*** Records ***
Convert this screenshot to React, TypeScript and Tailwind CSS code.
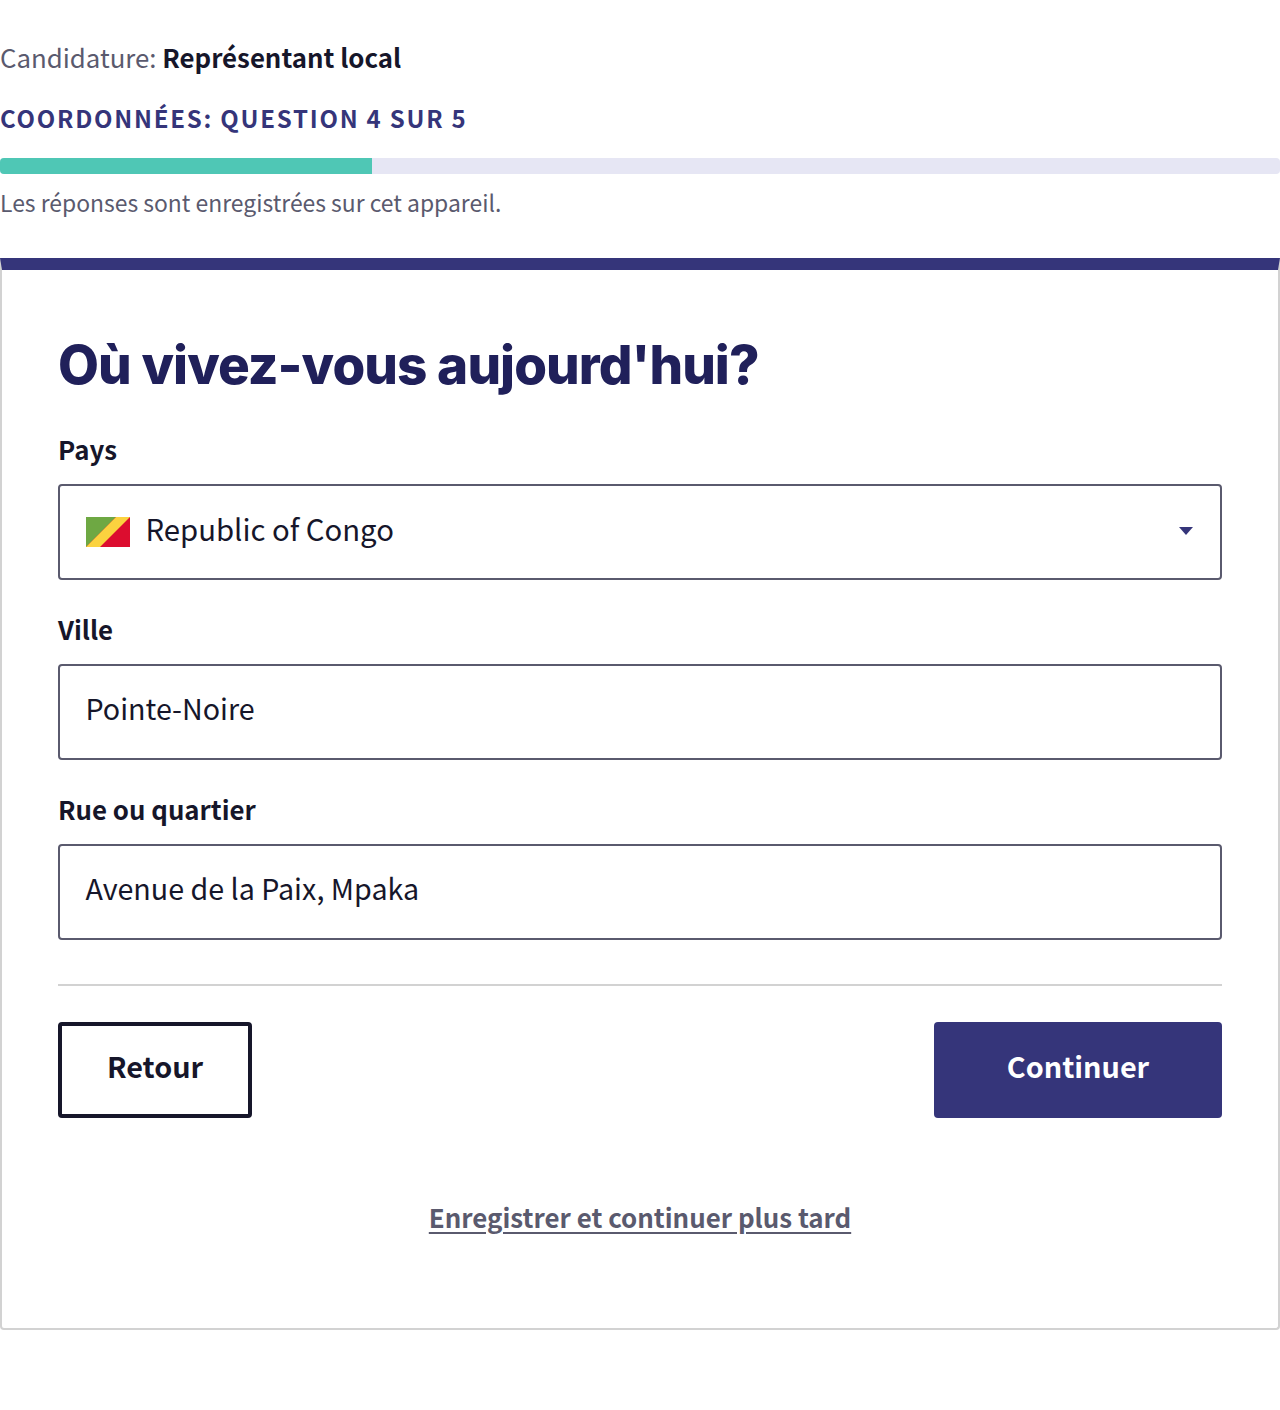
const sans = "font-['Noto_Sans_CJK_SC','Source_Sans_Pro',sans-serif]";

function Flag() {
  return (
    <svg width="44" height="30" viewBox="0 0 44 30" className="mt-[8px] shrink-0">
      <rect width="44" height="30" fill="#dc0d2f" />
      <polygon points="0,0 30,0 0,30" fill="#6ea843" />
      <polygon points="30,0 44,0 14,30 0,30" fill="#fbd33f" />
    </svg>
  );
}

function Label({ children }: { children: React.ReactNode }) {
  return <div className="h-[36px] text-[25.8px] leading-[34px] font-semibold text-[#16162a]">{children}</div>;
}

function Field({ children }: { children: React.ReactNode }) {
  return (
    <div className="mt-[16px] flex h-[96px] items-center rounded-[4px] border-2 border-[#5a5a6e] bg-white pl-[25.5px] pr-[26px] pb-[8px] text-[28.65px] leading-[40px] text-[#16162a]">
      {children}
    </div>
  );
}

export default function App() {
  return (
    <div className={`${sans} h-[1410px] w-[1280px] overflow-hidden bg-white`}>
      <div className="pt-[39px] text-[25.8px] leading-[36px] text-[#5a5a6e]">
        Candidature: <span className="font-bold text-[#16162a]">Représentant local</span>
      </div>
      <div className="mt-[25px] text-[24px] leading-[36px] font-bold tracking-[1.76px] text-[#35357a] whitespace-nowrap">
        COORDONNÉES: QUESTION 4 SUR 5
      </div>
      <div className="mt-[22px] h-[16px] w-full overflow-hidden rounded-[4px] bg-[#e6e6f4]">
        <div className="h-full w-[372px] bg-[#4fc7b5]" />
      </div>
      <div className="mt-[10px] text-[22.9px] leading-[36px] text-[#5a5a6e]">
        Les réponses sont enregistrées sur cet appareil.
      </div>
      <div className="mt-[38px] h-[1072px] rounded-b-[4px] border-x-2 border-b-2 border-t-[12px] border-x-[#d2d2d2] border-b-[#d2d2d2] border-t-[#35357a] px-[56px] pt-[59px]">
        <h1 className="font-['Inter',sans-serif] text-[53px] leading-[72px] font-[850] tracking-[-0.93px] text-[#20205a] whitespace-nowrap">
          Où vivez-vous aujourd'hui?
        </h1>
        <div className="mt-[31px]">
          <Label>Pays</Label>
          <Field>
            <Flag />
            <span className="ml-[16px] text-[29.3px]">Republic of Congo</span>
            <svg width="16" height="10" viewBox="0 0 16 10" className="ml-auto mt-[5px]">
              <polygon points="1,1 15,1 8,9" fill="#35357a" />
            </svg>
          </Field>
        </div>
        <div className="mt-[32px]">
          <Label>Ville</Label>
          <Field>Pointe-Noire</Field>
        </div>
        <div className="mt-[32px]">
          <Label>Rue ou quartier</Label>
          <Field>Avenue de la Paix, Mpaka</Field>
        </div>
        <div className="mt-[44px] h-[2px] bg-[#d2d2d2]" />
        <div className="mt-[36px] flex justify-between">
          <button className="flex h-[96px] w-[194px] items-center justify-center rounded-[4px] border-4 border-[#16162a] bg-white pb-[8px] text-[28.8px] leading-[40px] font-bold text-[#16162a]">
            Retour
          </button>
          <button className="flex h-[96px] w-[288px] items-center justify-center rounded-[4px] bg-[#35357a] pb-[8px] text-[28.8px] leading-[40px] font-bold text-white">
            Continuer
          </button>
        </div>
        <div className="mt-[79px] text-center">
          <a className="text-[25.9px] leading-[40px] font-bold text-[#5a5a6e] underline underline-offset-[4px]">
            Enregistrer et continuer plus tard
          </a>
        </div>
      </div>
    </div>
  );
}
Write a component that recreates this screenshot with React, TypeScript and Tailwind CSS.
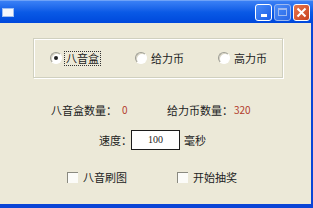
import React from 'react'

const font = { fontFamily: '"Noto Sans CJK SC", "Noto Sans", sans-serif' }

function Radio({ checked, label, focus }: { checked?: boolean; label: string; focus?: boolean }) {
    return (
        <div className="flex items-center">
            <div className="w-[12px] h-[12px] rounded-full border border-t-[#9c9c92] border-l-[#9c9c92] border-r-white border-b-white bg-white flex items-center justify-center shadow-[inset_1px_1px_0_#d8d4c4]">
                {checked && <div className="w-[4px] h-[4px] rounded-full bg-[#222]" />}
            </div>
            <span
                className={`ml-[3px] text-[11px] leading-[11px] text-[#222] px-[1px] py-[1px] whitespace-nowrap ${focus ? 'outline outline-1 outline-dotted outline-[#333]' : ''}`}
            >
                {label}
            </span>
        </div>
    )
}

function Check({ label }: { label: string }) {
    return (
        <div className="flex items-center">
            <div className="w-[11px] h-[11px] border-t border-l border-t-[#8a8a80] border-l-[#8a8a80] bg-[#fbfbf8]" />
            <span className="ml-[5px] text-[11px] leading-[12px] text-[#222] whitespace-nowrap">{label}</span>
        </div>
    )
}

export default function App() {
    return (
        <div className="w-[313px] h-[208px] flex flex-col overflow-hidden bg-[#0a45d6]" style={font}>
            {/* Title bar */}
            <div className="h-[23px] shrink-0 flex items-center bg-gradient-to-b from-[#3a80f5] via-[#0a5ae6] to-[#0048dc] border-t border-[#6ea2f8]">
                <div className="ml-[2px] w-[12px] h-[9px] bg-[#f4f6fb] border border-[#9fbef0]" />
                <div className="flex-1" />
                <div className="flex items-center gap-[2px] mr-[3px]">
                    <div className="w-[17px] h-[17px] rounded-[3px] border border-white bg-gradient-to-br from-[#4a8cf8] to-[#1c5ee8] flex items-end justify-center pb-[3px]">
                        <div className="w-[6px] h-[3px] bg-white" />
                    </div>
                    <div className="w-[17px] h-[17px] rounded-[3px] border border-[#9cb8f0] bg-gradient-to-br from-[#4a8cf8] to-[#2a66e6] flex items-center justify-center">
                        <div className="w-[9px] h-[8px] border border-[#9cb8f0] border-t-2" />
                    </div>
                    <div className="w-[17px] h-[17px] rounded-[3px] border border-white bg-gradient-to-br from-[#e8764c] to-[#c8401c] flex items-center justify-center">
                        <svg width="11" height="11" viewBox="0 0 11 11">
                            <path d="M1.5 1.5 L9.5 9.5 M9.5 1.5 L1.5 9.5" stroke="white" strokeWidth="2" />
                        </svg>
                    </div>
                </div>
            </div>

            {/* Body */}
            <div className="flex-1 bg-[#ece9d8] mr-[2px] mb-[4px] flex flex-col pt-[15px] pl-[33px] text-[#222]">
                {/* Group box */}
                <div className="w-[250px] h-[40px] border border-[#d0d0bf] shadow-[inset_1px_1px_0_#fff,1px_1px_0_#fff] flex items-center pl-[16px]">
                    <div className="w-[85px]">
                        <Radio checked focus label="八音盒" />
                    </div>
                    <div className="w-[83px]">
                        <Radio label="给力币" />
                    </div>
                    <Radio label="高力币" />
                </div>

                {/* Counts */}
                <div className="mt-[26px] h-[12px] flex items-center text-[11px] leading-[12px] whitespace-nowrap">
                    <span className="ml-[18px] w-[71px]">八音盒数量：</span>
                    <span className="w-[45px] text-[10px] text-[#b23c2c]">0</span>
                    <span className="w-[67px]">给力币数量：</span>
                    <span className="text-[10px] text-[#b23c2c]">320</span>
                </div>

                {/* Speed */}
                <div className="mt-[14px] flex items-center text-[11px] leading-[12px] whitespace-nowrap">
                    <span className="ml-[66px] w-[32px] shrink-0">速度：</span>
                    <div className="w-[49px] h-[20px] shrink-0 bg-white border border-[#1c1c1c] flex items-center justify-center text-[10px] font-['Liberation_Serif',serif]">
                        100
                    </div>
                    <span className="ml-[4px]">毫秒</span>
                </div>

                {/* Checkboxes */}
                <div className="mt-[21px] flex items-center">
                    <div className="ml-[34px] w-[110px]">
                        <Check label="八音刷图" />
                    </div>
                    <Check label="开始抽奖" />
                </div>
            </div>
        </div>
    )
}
***
Copy each line from the data above that includes "this".

Convert this screenshot to React, TypeScript and Tailwind CSS code.
Write a component that recreates this screenshot with React, TypeScript and Tailwind CSS.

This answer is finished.